The handicraft workshop "Juguetes Castro," which has been in business for more than fifteen years, is one of the last workshops in Pacayita. The closing of so many businesses threatens the continuity of its "cultural heritage," represented by colorful wooden trucks, flapping birds and noisemakers. 


"There are few people who still want to work in this trade. People are looking for a better life. Many have left the country," says an artisan from the Castro toy workshop.

Emigration of locals makes labor scarce, and without artisans most workshops must close.

Accelerated emigration and scarce craftspeople 

Margarita, a Pacayita inhabitant, says that her husband decided to emigrate to the United States in 2022 to improve their family's income. He used to make handicrafts in workshop that no longer exists.

"My husband left because he couldn't earn enough here. We were in debt and what he earned could no longer make ends meet. He left with a number of people from right here in Pacayita," she says.

The few remaining workshops in the community also make wood furniture, but they have had difficulty finding craftspeople and carpenters.

The traditional colorful wooden trucks, made by artisans from Masaya, in a photograph from a Ministry of Family, Community, Cooperative and Associative Economics (MEFCCA) catalog. Also seen are other toys such as wooden birds with flapping wings, wooden chairs and other items // Photo: MEFCCA

"The owners of the workshops walk around, looking for people to work there, but a lot of the men have left," says Margarita.
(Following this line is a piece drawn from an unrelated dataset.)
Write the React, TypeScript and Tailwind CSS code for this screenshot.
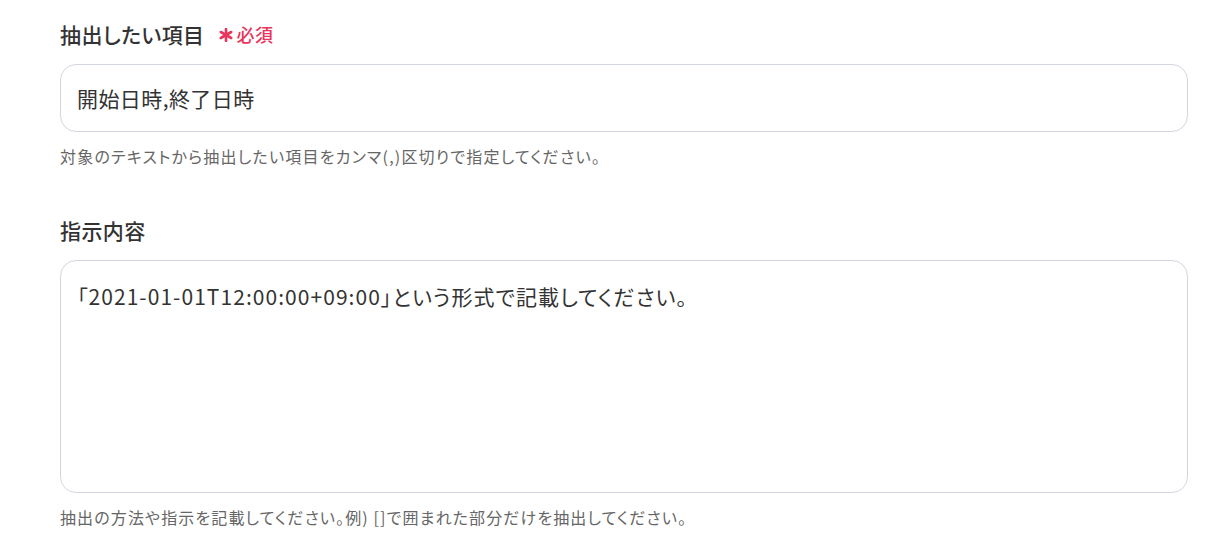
import React, { useState } from 'react';

const FONT = "font-['Noto_Sans_CJK_JP',sans-serif] [font-feature-settings:'palt']";

function RequiredMark() {
  return (
    <span className="ml-[14px] flex items-center gap-[4px] text-[18px] font-medium tracking-[0.02em] text-[#e8365d]">
      <svg width="14" height="14" viewBox="0 0 14 14" className="mt-[1px]">
        <g stroke="#e8365d" strokeWidth="2.6" strokeLinecap="round">
          <line x1="7" y1="1" x2="7" y2="13" />
          <line x1="1.8" y1="4" x2="12.2" y2="10" />
          <line x1="1.8" y1="10" x2="12.2" y2="4" />
        </g>
      </svg>
      必須
    </span>
  );
}

export default function App() {
  const [items, setItems] = useState('開始日時,終了日時');
  const [instruction, setInstruction] = useState(
    '「2021-01-01T12:00:00+09:00」という形式で記載してください。'
  );

  return (
    <div className={`${FONT} min-h-[560px] bg-white pl-[60px] pr-[44px] pt-[20px] text-[#333333]`}>
      {/* 抽出したい項目 */}
      <div>
        <label htmlFor="items" className="flex items-center text-[21px] leading-[28px] font-medium tracking-[0.02em]">
          抽出したい項目
          <RequiredMark />
        </label>
        <input
          id="items"
          type="text"
          value={items}
          onChange={(e) => setItems(e.target.value)}
          className="mt-[16px] block h-[68px] w-full rounded-[16px] border border-[#d3d8e0] bg-white px-4 text-[21px] tracking-[0.02em] text-[#333333] outline-none"
        />
        <p className="mt-[12px] text-[16px] leading-[24px] tracking-[0.075em] text-[#666666]">
          対象のテキストから抽出したい項目をカンマ(,)区切りで指定してください。
        </p>
      </div>

      {/* 指示内容 */}
      <div className="mt-[48px]">
        <label htmlFor="instruction" className="block text-[21px] leading-[28px] font-medium tracking-[0.02em]">
          指示内容
        </label>
        <textarea
          id="instruction"
          value={instruction}
          onChange={(e) => setInstruction(e.target.value)}
          className="mt-[16px] block h-[233px] w-full resize-none rounded-[16px] border border-[#d3d8e0] bg-white px-4 pt-[20px] text-[21px] leading-[30px] tracking-[0.05em] text-[#333333] outline-none"
        />
        <p className="mt-[12px] text-[16px] leading-[24px] tracking-[0.07em] text-[#666666]">
          抽出の方法や指示を記載してください。例) []で囲まれた部分だけを抽出してください。
        </p>
      </div>
    </div>
  );
}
Pacayita is a community located southeast of the municipality of Masaya. It has fertile land for the cultivation of colorful ornamental plants, which has given Masaya the nickname "the city of flowers." It is also known for the skill of its artisans, now increasingly scarce.

Emigration from Pacayita accelerated in 2022. "Many entire families have left. There are houses where only women and children live, because the adult men, like the father and the kids over 18, have left," says another inhabitant of the community.

Following the socio-political crisis of 2018 and the authoritarian radicalization of the dictatorship in Nicaragua, more than half a million Nicaraguans have emigrated to the United States, while more than a quarter million have opted for Costa Rica or other countries, according to data reported by Nicaraguan political scientist Manuel Orozco, director of the Migration, Remittances and Development program of the Inter-American Dialogue.

"That number really spiked with the crackdown in 2021, and since then there has been an uncontrollable outflow, depopulating people's homes," Orozco wrote in an article published in CONFIDENCIAL in mid-May.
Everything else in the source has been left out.